Жара, только жара и ничего, кроме жары. К поручням невозможно прикоснуться. Жаркий воздух нагревает корабельный металл и становится ещё жарче. Корабль задыхался от жары Красного моря, с грустью вспоминая те два года, которые он прожил на севере.
Баб-эль-Мандебский пролив вывел Корабль в Аденский залив. Капитан вёл Корабль как можно дальше от берегов, пытаясь выдерживать максимальную скорость. Воды залива кишат пиратами и столкнуться с ними, значит быть беде. Корабль не слышал о пиратах ничего, но общее волнение экипажа передалось и ему и Корабль изо всех сил старался вытолкнуть себя и экипаж из этих чёрных вод. А навстречу ему из Персидского залива шли корабли с нарисованными на бортах флагами государств, к которым они были приписаны. В заливе полыхала война и флаги были, как призрачная надежда защиты – мы не воюем с вами, мы везём вам то, без чего вы не можете обойтись, не топите нас!
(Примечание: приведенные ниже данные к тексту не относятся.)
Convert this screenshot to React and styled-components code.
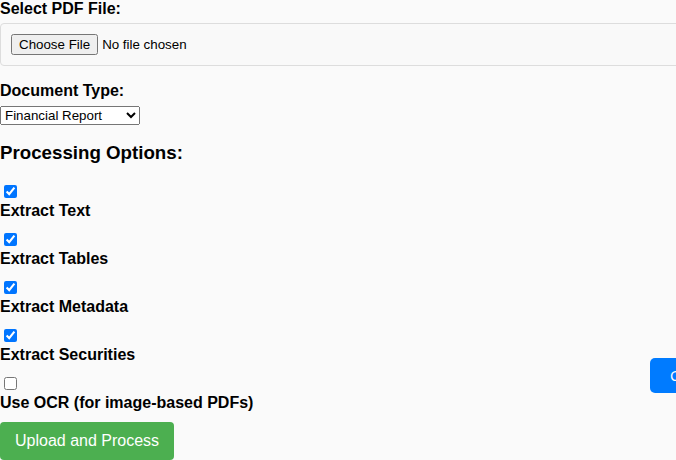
import React from "react";
import styled, { createGlobalStyle } from "styled-components";

const GlobalStyle = createGlobalStyle`
  html, body {
    margin: 0;
    padding: 0;
    background: #fafafa;
    overflow: hidden;
  }
  body {
    font-family: "Liberation Sans", Arial, sans-serif;
    color: #000;
  }
`;

const Page = styled.div`
  position: relative;
  width: 820px;
  height: 460px;
`;

const Form = styled.form`
  display: block;
`;

const FieldLabel = styled.label`
  display: block;
  font-size: 16px;
  font-weight: bold;
  line-height: 18px;
  margin-bottom: 5px;
`;

const FileBox = styled.div`
  border: 1px solid #ddd;
  border-radius: 4px;
  background: #f9f9f9;
  padding: 10px;
  margin-bottom: 16px;
`;

const FileInput = styled.input`
  font-family: "Liberation Sans", Arial, sans-serif;
  font-size: 13.33px;
`;

const Select = styled.select`
  width: 140px;
  font-family: "Liberation Sans", Arial, sans-serif;
  font-size: 13.33px;
  margin-top: 1px;
`;

const SectionTitle = styled.h3`
  font-size: 18.72px;
  font-weight: bold;
  line-height: 21.5px;
  margin: 17px 0 18.5px;
`;

const Option = styled.div`
  display: flex;
  flex-direction: column;
  align-items: flex-start;
  margin-bottom: 10px;
`;

const Checkbox = styled.input`
  width: 13px;
  height: 13px;
  margin: 3px 3px 4px 4px;
`;

const OptionLabel = styled.label`
  font-size: 16px;
  font-weight: bold;
  line-height: 18px;
`;

const SubmitButton = styled.button`
  background: #4caf50;
  color: #fff;
  border: none;
  border-radius: 4px;
  padding: 10px 15px;
  font-family: "Liberation Sans", Arial, sans-serif;
  font-size: 16px;
  line-height: 18px;
  cursor: pointer;
`;

const FloatingButton = styled.button`
  position: absolute;
  left: 650px;
  top: 358px;
  height: 35px;
  padding: 0 20px;
  white-space: nowrap;
  background: #007bff;
  color: #fff;
  border: none;
  border-radius: 5px;
  font-family: "Noto Sans", "DejaVu Sans", sans-serif;
  font-size: 14px;
  cursor: pointer;
`;

const options = [
  { id: "text", label: "Extract Text", checked: true },
  { id: "tables", label: "Extract Tables", checked: true },
  { id: "metadata", label: "Extract Metadata", checked: true },
  { id: "securities", label: "Extract Securities", checked: true },
  { id: "ocr", label: "Use OCR (for image-based PDFs)", checked: false },
];

export default function App() {
  return (
    <Page>
      <GlobalStyle />
      <Form onSubmit={(e) => e.preventDefault()}>
        <FieldLabel htmlFor="pdf">Select PDF File:</FieldLabel>
        <FileBox>
          <FileInput id="pdf" type="file" accept=".pdf" />
        </FileBox>

        <FieldLabel htmlFor="doctype">Document Type:</FieldLabel>
        <Select id="doctype" defaultValue="financial">
          <option value="financial">Financial Report</option>
          <option value="portfolio">Portfolio Statement</option>
          <option value="other">Other</option>
        </Select>

        <SectionTitle>Processing Options:</SectionTitle>
        {options.map((opt) => (
          <Option key={opt.id}>
            <Checkbox type="checkbox" id={opt.id} defaultChecked={opt.checked} />
            <OptionLabel htmlFor={opt.id}>{opt.label}</OptionLabel>
          </Option>
        ))}

        <SubmitButton type="submit">Upload and Process</SubmitButton>
      </Form>
      <FloatingButton type="button">Chat</FloatingButton>
    </Page>
  );
}
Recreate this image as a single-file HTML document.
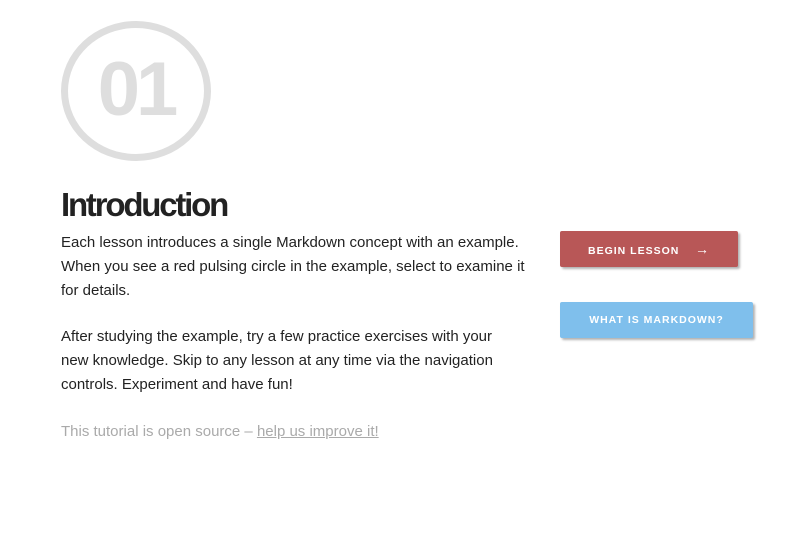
<!DOCTYPE html>
<html><head><style>
body{margin:0;background:#fff;font-family:"Liberation Sans",sans-serif;}
.c{position:absolute;left:61px;top:21px;width:136px;height:126px;border:7px solid #dedede;border-radius:50%;}
.n{position:absolute;left:61px;top:45px;width:150px;text-align:center;font-size:76px;font-weight:bold;color:#dedede;letter-spacing:-4px;line-height:90px;}
h1{position:absolute;left:61px;top:186px;margin:0;font-size:33px;letter-spacing:-2.2px;color:#222;font-weight:bold;}
.p{position:absolute;left:61px;width:466px;font-size:15px;line-height:24px;color:#222;margin:0;}
.b{position:absolute;left:560px;height:36px;line-height:37px;color:#fff;font-size:10.5px;font-weight:bold;letter-spacing:1px;text-align:center;border-radius:2px;box-shadow:2px 2px 2px rgba(0,0,0,.3);}
.b span{font-size:14px;font-weight:normal;}
</style></head><body>
<div class="c"></div><div class="n">01</div>
<h1>Introduction</h1>
<p class="p" style="top:231px">Each lesson introduces a single Markdown concept with an example. When you see a red pulsing circle in the example, select to examine it for details.</p>
<p class="p" style="top:325px;width:440px">After studying the example, try a few practice exercises with your new knowledge. Skip to any lesson at any time via the navigation controls. Experiment and have fun!</p>
<p class="p" style="top:420px;color:#aaa">This tutorial is open source – <u>help us improve it!</u></p>
<div class="b" style="top:231px;width:178px;background:#b85757">BEGIN LESSON &nbsp;&nbsp;&nbsp;<span>→</span></div>
<div class="b" style="top:302px;width:193px;background:#7fbfec">WHAT IS MARKDOWN?</div>
</body></html>
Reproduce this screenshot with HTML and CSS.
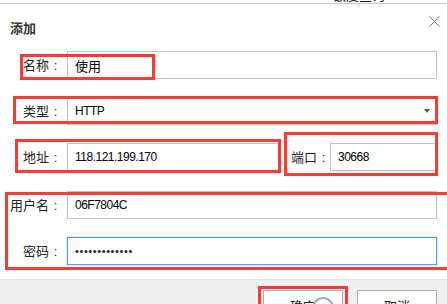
FILE: index.html
```html
<!DOCTYPE html>
<html lang="zh">
<head>
<meta charset="utf-8">
<title>添加</title>
<link rel="stylesheet" href="styles.css">
</head>
<body>
<div class="page">
  <div class="topbar"><span class="topbar-text">额度查询</span></div>
  <div class="dialog">
    <div class="header">
      <span class="title">添加</span>
      <svg class="close" width="11" height="11" viewBox="0 0 11 11"><path d="M0.5 0.5 L10.5 10.5 M10.5 0.5 L0.5 10.5" stroke="#7a7a7a" stroke-width="1" fill="none"/></svg>
    </div>
    <div class="form">
      <div class="row">
        <span class="label">名称<span class="colon">:</span></span>
        <div class="field grow">使用</div>
      </div>
      <div class="row">
        <span class="label">类型<span class="colon">:</span></span>
        <div class="field grow select"><span class="latin">HTTP</span><span class="arrow"></span></div>
      </div>
      <div class="row">
        <span class="label">地址<span class="colon">:</span></span>
        <div class="field addr"><span class="latin">118.121.199.170</span></div>
        <span class="label port-label">端口<span class="colon">:</span></span>
        <div class="field grow"><span class="latin">30668</span></div>
      </div>
      <div class="row row-user">
        <span class="label">用户名<span class="colon">:</span></span>
        <div class="field grow"><span class="latin">06F7804C</span></div>
      </div>
      <div class="row">
        <span class="label">密码<span class="colon">:</span></span>
        <div class="field grow focused"><span class="dots">•••••••••••••</span></div>
      </div>
    </div>
    <div class="footer">
      <div class="btn">确定</div>
      <div class="btn">取消</div>
    </div>
  </div>
  <div class="marks">
    <div class="mark m-name"></div>
    <div class="mark m-type"></div>
    <div class="mark m-addr"></div>
    <div class="mark m-port"></div>
    <div class="mark m-cred"></div>
    <div class="mark m-ok"></div>
    <div class="watermark"></div>
  </div>
</div>
</body>
</html>
```
FILE: styles.css
```css
html, body {
  margin: 0;
  padding: 0;
  background: #fff;
}
.page {
  position: relative;
  width: 447px;
  height: 304px;
  overflow: hidden;
  font-family: "Noto Sans CJK SC", "Liberation Sans", sans-serif;
  font-size: 13px;
  color: #222;
}
.topbar {
  height: 3px;
  border-bottom: 1px solid #c6c6c6;
  overflow: hidden;
  display: flex;
  justify-content: flex-end;
  padding-right: 62px;
}
.topbar-text {
  display: block;
  line-height: 16px;
  margin-top: -13px;
  font-size: 13px;
  color: #111;
}
.dialog {
  display: flex;
  flex-direction: column;
}
.header {
  display: flex;
  justify-content: space-between;
  align-items: flex-start;
  padding: 16px 7px 0 10px;
  height: 16px;
}
.title {
  font-weight: bold;
  line-height: 16px;
  color: #333;
}
.close {
  margin-top: -4px;
}
.form {
  display: flex;
  flex-direction: column;
  gap: 18px;
  padding: 0 10px;
  margin-top: 15px;
}
.row {
  display: flex;
  align-items: center;
  height: 28px;
}
.row-user {
  margin-top: 2px;
}
.label {
  width: 52px;
  text-align: right;
  margin-right: 5px;
  flex: none;
  line-height: 16px;
  white-space: nowrap;
  color: #222;
}
.colon {
  display: inline-block;
  width: 13px;
  text-align: center;
  font-family: "Liberation Sans", sans-serif;
  font-size: 13px;
}
.port-label {
  width: 39px;
  margin-left: 12px;
  margin-right: 0;
}
.field {
  box-sizing: border-box;
  height: 28px;
  border: 1px solid #c2c2c2;
  display: flex;
  align-items: center;
  padding-left: 7px;
  color: #000;
  background: #fff;
}
.grow {
  flex: 1;
}
.addr {
  width: 212px;
  flex: none;
}
.latin {
  font-family: "Liberation Sans", sans-serif;
  font-size: 12px;
  letter-spacing: -0.5px;
}
.select {
  justify-content: space-between;
  padding-right: 6px;
}
.arrow {
  width: 0;
  height: 0;
  border-left: 3px solid transparent;
  border-right: 3px solid transparent;
  border-top: 4px solid #555;
}
.focused {
  border-color: #4aa0ef;
  box-shadow: 0 0 0 1px #dbecfa;
}
.dots {
  font-family: "Liberation Sans", sans-serif;
  font-size: 11px;
  letter-spacing: 0.6px;
  color: #222;
}
.footer {
  margin-top: 14px;
  height: 40px;
  background: #f0f0f0;
  border-top: 1px solid #e2e2e2;
  display: flex;
  justify-content: flex-end;
  align-items: flex-start;
  gap: 14px;
  padding: 10px 10px 0;
}
.btn {
  box-sizing: border-box;
  width: 80px;
  height: 24px;
  border: 1px solid #adadad;
  background: #fdfdfd;
  text-align: center;
  line-height: 22px;
  padding-top: 4px;
  color: #222;
}
.marks {
  position: absolute;
  inset: 0;
  pointer-events: none;
}
.mark {
  position: absolute;
  box-sizing: border-box;
  border: 3px solid #fd3a3a;
}
.m-name { left: 20px; top: 54px; width: 135px; height: 26px; }
.m-type { left: 13px; top: 96px; width: 425px; height: 28px; }
.m-addr { left: 15px; top: 139px; width: 266px; height: 34px; }
.m-port { left: 284px; top: 132px; width: 154px; height: 44px; }
.m-cred { left: 5px; top: 192px; width: 450px; height: 78px; }
.m-ok { left: 258px; top: 286px; width: 90px; height: 30px; }
.watermark {
  position: absolute;
  left: 312px;
  top: 297px;
  width: 18px;
  height: 18px;
  border: 2px solid #a8a8a8;
  border-radius: 50%;
  background: rgba(255,255,255,0.6);
}
```
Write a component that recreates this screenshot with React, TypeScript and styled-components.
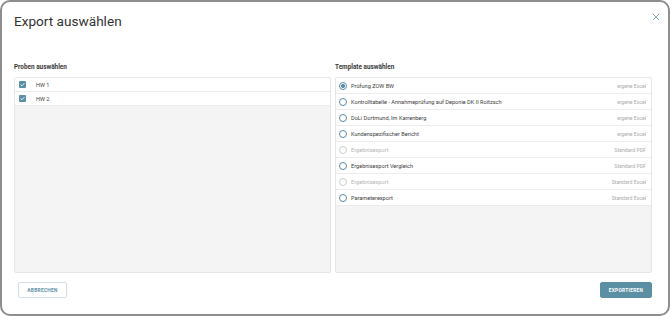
import { createGlobalStyle, styled } from "styled-components";

const GlobalStyle = createGlobalStyle`
  html, body {
    margin: 0;
    padding: 0;
    background: #ffffff;
  }
  body {
    font-family: Roboto, "Liberation Sans", sans-serif;
    color: #333333;
  }
  * {
    box-sizing: border-box;
  }
`;

type Sample = { id: number; name: string; checked: boolean };
type Template = {
  id: number;
  name: string;
  kind: string;
  selected?: boolean;
  disabled?: boolean;
};

const samples: Sample[] = [
  { id: 1, name: "HW 1", checked: true },
  { id: 2, name: "HW 2", checked: true },
];

const templates: Template[] = [
  { id: 1, name: "Prüfung ZOW BW", kind: "eigene Excel", selected: true },
  {
    id: 2,
    name: "Kontrolltabelle - Annahmeprüfung auf Deponie DK II Roitzsch",
    kind: "eigene Excel",
  },
  { id: 3, name: "DoLi Dortmund, Im Karrenberg", kind: "eigene Excel" },
  { id: 4, name: "Kundenspezifischer Bericht", kind: "eigene Excel" },
  { id: 5, name: "Ergebnisexport", kind: "Standard PDF", disabled: true },
  { id: 6, name: "Ergebnisexport Vergleich", kind: "Standard PDF" },
  { id: 7, name: "Ergebnisexport", kind: "Standard Excel", disabled: true },
  { id: 8, name: "Parameterexport", kind: "Standard Excel" },
];

export default function App() {
  return (
    <>
      <GlobalStyle />
      <Modal>
        <Header>
          <Title>Export auswählen</Title>
          <CloseButton aria-label="Schließen">
            <svg width="8" height="8" viewBox="0 0 8 8">
              <path
                d="M1.2 1.2 L6.8 6.8 M6.8 1.2 L1.2 6.8"
                stroke="#7aa3b6"
                strokeWidth="0.9"
                strokeLinecap="round"
              />
            </svg>
          </CloseButton>
        </Header>

        <Columns>
          <Section>
            <SectionLabel>Proben auswählen</SectionLabel>
            <ListBox>
              {samples.map((s) => (
                <SampleRow key={s.id}>
                  <CheckBox $checked={s.checked}>
                    {s.checked && (
                      <svg width="7" height="7" viewBox="0 0 7 7">
                        <path
                          d="M1.6 3.6 L2.9 4.8 L5.4 2.2"
                          fill="none"
                          stroke="#ffffff"
                          strokeWidth="0.9"
                        />
                      </svg>
                    )}
                  </CheckBox>
                  <RowText>{s.name}</RowText>
                </SampleRow>
              ))}
            </ListBox>
          </Section>

          <Section>
            <SectionLabel>Template auswählen</SectionLabel>
            <ListBox>
              {templates.map((t) => (
                <TemplateRow key={t.id}>
                  <Radio $selected={!!t.selected} $disabled={!!t.disabled} />
                  <RowText $disabled={!!t.disabled}>{t.name}</RowText>
                  <Kind>{t.kind}</Kind>
                </TemplateRow>
              ))}
            </ListBox>
          </Section>
        </Columns>

        <Footer>
          <SecondaryButton>Abbrechen</SecondaryButton>
          <PrimaryButton>Exportieren</PrimaryButton>
        </Footer>
      </Modal>
    </>
  );
}

const Modal = styled.div`
  width: 670px;
  height: 316px;
  border: 2px solid #8e8e8e;
  border-radius: 10px;
  background: #ffffff;
  display: flex;
  flex-direction: column;
  padding: 0 16px 16px 12px;
`;

const Header = styled.div`
  display: flex;
  justify-content: space-between;
  align-items: flex-start;
  height: 58px;
  padding-top: 10px;
`;

const Title = styled.h1`
  margin: 0;
  font-size: 13.6px;
  font-weight: 400;
  color: #333333;
  line-height: 18px;
`;

const CloseButton = styled.button`
  border: none;
  background: none;
  padding: 0;
  margin: 1px -8px 0 0;
  width: 8px;
  height: 8px;
  display: flex;
  cursor: pointer;
`;

const Columns = styled.div`
  flex: 1;
  display: grid;
  grid-template-columns: 1fr 1fr;
  gap: 4px;
`;

const Section = styled.div`
  display: flex;
  flex-direction: column;
`;

const SectionLabel = styled.div`
  font-size: 6.4px;
  font-weight: 700;
  color: #3a3a3a;
  height: 17px;
  line-height: 9px;
  padding-top: 3px;
`;

const ListBox = styled.div`
  flex: 1;
  background: #f4f4f4;
  border: 1px solid #e6e6e6;
  border-radius: 2px;
  display: flex;
  flex-direction: column;
  overflow: hidden;
`;

const SampleRow = styled.div`
  display: flex;
  align-items: center;
  height: 14px;
  padding-left: 4px;
  gap: 10px;
  background: #ffffff;
  border-bottom: 1px solid #ececec;
`;

const TemplateRow = styled.div`
  display: flex;
  align-items: center;
  height: 16px;
  padding: 0 5px 0 3px;
  gap: 4px;
  background: #ffffff;
  border-bottom: 1px solid #ececec;
`;

const CheckBox = styled.span<{ $checked: boolean }>`
  width: 7px;
  height: 7px;
  border-radius: 1px;
  display: flex;
  align-items: center;
  justify-content: center;
  background: ${({ $checked }) => ($checked ? "#5a8fa6" : "#ffffff")};
  border: ${({ $checked }) => ($checked ? "none" : "1px solid #9ab")};
`;

const Radio = styled.span<{ $selected: boolean; $disabled: boolean }>`
  width: 8px;
  height: 8px;
  border-radius: 50%;
  flex-shrink: 0;
  border: 1px solid ${({ $disabled }) => ($disabled ? "#cfcfcf" : "#5a8fa6")};
  background: ${({ $selected }) =>
    $selected ? "radial-gradient(circle, #5a8fa6 0 1.8px, #ffffff 2.3px)" : "#ffffff"};
`;

const RowText = styled.span<{ $disabled?: boolean }>`
  flex: 1;
  font-size: 5.6px;
  color: ${({ $disabled }) => ($disabled ? "#b5b5b5" : "#3c3c3c")};
  white-space: nowrap;
`;

const Kind = styled.span`
  font-size: 5.2px;
  color: #ababab;
  white-space: nowrap;
`;

const Footer = styled.div`
  display: flex;
  justify-content: space-between;
  align-items: flex-start;
  padding: 9px 0 0 4px;
  height: 25px;
`;

const BaseButton = styled.button`
  height: 16px;
  border-radius: 2px;
  font-family: Roboto, "Liberation Sans", sans-serif;
  font-size: 4.8px;
  font-weight: 700;
  text-transform: uppercase;
  letter-spacing: 0.3px;
  cursor: pointer;
`;

const SecondaryButton = styled(BaseButton)`
  width: 49px;
  background: #ffffff;
  border: 1px solid #d3dfe5;
  color: #5a8fa6;
`;

const PrimaryButton = styled(BaseButton)`
  width: 52px;
  background: #5b8fa3;
  border: 1px solid #5b8fa3;
  color: #ffffff;
`;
На этот раз всё обошлось и Корабль сдал свой груз в порту Эль-Бушир, стоя у причала совсем рядом с почти построенной атомной станцией.
Вскоре Корабль испытал вкус крови, когда в один из его трюмов с почти семиметровой высоты рухнул человек. Корабль вдруг понял, что ничто не может быть вечным в этом лазурном мире и, может быть, и ему когда-то придётся встретиться со своим временем-палачом. А человек лежал на палубе трюма в нелепой позе и уже не был человеком, в доли секунды преодолев барьер с грустным названием “до и после”.
Пройдя Маллакским проливом, проголодавшийся Корабль бросил якорь на сингапурском рейде. Топливо было совсем на исходе и он переживал, что оно вот-вот закончится и он очень подведёт экипаж, хоть вины Корабля в этом совсем не было.